Instructions for the task
Repeat the lines that follow, leaving nothing out.
+ + + +
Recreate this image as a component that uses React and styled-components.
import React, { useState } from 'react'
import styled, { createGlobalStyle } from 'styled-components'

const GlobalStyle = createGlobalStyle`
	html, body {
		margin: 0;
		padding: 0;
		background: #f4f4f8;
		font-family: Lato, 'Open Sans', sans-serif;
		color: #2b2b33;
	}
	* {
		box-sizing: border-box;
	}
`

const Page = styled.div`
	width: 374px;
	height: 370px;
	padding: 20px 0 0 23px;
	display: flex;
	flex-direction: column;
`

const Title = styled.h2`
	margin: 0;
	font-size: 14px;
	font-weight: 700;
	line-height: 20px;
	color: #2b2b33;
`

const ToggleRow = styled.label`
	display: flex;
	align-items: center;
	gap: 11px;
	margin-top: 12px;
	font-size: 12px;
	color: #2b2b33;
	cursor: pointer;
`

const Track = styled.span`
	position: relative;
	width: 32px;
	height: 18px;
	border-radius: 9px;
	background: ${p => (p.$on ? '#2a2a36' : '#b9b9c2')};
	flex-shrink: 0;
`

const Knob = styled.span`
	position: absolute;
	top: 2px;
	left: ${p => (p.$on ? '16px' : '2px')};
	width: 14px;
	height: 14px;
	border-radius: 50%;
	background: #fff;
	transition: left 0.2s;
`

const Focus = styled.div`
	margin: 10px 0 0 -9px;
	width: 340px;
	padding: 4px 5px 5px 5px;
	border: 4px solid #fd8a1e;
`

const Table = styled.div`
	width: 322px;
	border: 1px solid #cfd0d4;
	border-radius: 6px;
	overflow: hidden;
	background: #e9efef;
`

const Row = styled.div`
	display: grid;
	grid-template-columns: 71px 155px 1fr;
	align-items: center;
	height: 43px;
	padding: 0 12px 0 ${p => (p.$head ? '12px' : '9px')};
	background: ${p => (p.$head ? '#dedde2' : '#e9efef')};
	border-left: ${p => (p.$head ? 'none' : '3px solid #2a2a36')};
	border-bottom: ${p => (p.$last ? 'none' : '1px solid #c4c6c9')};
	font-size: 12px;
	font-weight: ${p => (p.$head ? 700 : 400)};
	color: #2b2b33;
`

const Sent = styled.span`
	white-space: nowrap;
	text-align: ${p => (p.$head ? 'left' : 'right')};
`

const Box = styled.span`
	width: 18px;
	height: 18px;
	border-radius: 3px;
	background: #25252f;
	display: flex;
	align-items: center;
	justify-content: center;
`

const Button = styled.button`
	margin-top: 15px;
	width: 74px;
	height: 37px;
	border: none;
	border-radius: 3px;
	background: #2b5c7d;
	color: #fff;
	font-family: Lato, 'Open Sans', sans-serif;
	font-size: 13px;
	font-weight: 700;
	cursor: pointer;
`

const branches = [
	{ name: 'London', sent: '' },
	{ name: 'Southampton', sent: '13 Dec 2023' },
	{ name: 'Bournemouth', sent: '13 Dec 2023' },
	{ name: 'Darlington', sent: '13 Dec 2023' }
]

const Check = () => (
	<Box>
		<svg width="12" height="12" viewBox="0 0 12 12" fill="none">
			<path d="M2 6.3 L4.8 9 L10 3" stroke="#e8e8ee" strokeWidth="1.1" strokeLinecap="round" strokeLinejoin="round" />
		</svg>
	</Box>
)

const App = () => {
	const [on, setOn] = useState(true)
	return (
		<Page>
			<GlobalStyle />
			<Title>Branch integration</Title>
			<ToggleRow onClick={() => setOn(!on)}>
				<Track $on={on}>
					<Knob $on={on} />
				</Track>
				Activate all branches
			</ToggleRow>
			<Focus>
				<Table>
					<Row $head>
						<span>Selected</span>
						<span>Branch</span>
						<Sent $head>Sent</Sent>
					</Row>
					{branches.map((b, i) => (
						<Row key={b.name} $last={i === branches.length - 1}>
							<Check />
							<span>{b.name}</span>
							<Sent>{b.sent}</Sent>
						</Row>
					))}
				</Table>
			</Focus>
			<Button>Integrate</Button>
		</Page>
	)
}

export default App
+ + + +
Answer for this exercise
Recreate this image as a component that uses React and styled-components.
import React, { useState } from 'react'
import styled, { createGlobalStyle } from 'styled-components'

const GlobalStyle = createGlobalStyle`
	html, body {
		margin: 0;
		padding: 0;
		background: #f4f4f8;
		font-family: Lato, 'Open Sans', sans-serif;
		color: #2b2b33;
	}
	* {
		box-sizing: border-box;
	}
`

const Page = styled.div`
	width: 374px;
	height: 370px;
	padding: 20px 0 0 23px;
	display: flex;
	flex-direction: column;
`

const Title = styled.h2`
	margin: 0;
	font-size: 14px;
	font-weight: 700;
	line-height: 20px;
	color: #2b2b33;
`

const ToggleRow = styled.label`
	display: flex;
	align-items: center;
	gap: 11px;
	margin-top: 12px;
	font-size: 12px;
	color: #2b2b33;
	cursor: pointer;
`

const Track = styled.span`
	position: relative;
	width: 32px;
	height: 18px;
	border-radius: 9px;
	background: ${p => (p.$on ? '#2a2a36' : '#b9b9c2')};
	flex-shrink: 0;
`

const Knob = styled.span`
	position: absolute;
	top: 2px;
	left: ${p => (p.$on ? '16px' : '2px')};
	width: 14px;
	height: 14px;
	border-radius: 50%;
	background: #fff;
	transition: left 0.2s;
`

const Focus = styled.div`
	margin: 10px 0 0 -9px;
	width: 340px;
	padding: 4px 5px 5px 5px;
	border: 4px solid #fd8a1e;
`

const Table = styled.div`
	width: 322px;
	border: 1px solid #cfd0d4;
	border-radius: 6px;
	overflow: hidden;
	background: #e9efef;
`

const Row = styled.div`
	display: grid;
	grid-template-columns: 71px 155px 1fr;
	align-items: center;
	height: 43px;
	padding: 0 12px 0 ${p => (p.$head ? '12px' : '9px')};
	background: ${p => (p.$head ? '#dedde2' : '#e9efef')};
	border-left: ${p => (p.$head ? 'none' : '3px solid #2a2a36')};
	border-bottom: ${p => (p.$last ? 'none' : '1px solid #c4c6c9')};
	font-size: 12px;
	font-weight: ${p => (p.$head ? 700 : 400)};
	color: #2b2b33;
`

const Sent = styled.span`
	white-space: nowrap;
	text-align: ${p => (p.$head ? 'left' : 'right')};
`

const Box = styled.span`
	width: 18px;
	height: 18px;
	border-radius: 3px;
	background: #25252f;
	display: flex;
	align-items: center;
	justify-content: center;
`

const Button = styled.button`
	margin-top: 15px;
	width: 74px;
	height: 37px;
	border: none;
	border-radius: 3px;
	background: #2b5c7d;
	color: #fff;
	font-family: Lato, 'Open Sans', sans-serif;
	font-size: 13px;
	font-weight: 700;
	cursor: pointer;
`

const branches = [
	{ name: 'London', sent: '' },
	{ name: 'Southampton', sent: '13 Dec 2023' },
	{ name: 'Bournemouth', sent: '13 Dec 2023' },
	{ name: 'Darlington', sent: '13 Dec 2023' }
]

const Check = () => (
	<Box>
		<svg width="12" height="12" viewBox="0 0 12 12" fill="none">
			<path d="M2 6.3 L4.8 9 L10 3" stroke="#e8e8ee" strokeWidth="1.1" strokeLinecap="round" strokeLinejoin="round" />
		</svg>
	</Box>
)

const App = () => {
	const [on, setOn] = useState(true)
	return (
		<Page>
			<GlobalStyle />
			<Title>Branch integration</Title>
			<ToggleRow onClick={() => setOn(!on)}>
				<Track $on={on}>
					<Knob $on={on} />
				</Track>
				Activate all branches
			</ToggleRow>
			<Focus>
				<Table>
					<Row $head>
						<span>Selected</span>
						<span>Branch</span>
						<Sent $head>Sent</Sent>
					</Row>
					{branches.map((b, i) => (
						<Row key={b.name} $last={i === branches.length - 1}>
							<Check />
							<span>{b.name}</span>
							<Sent>{b.sent}</Sent>
						</Row>
					))}
				</Table>
			</Focus>
			<Button>Integrate</Button>
		</Page>
	)
}

export default App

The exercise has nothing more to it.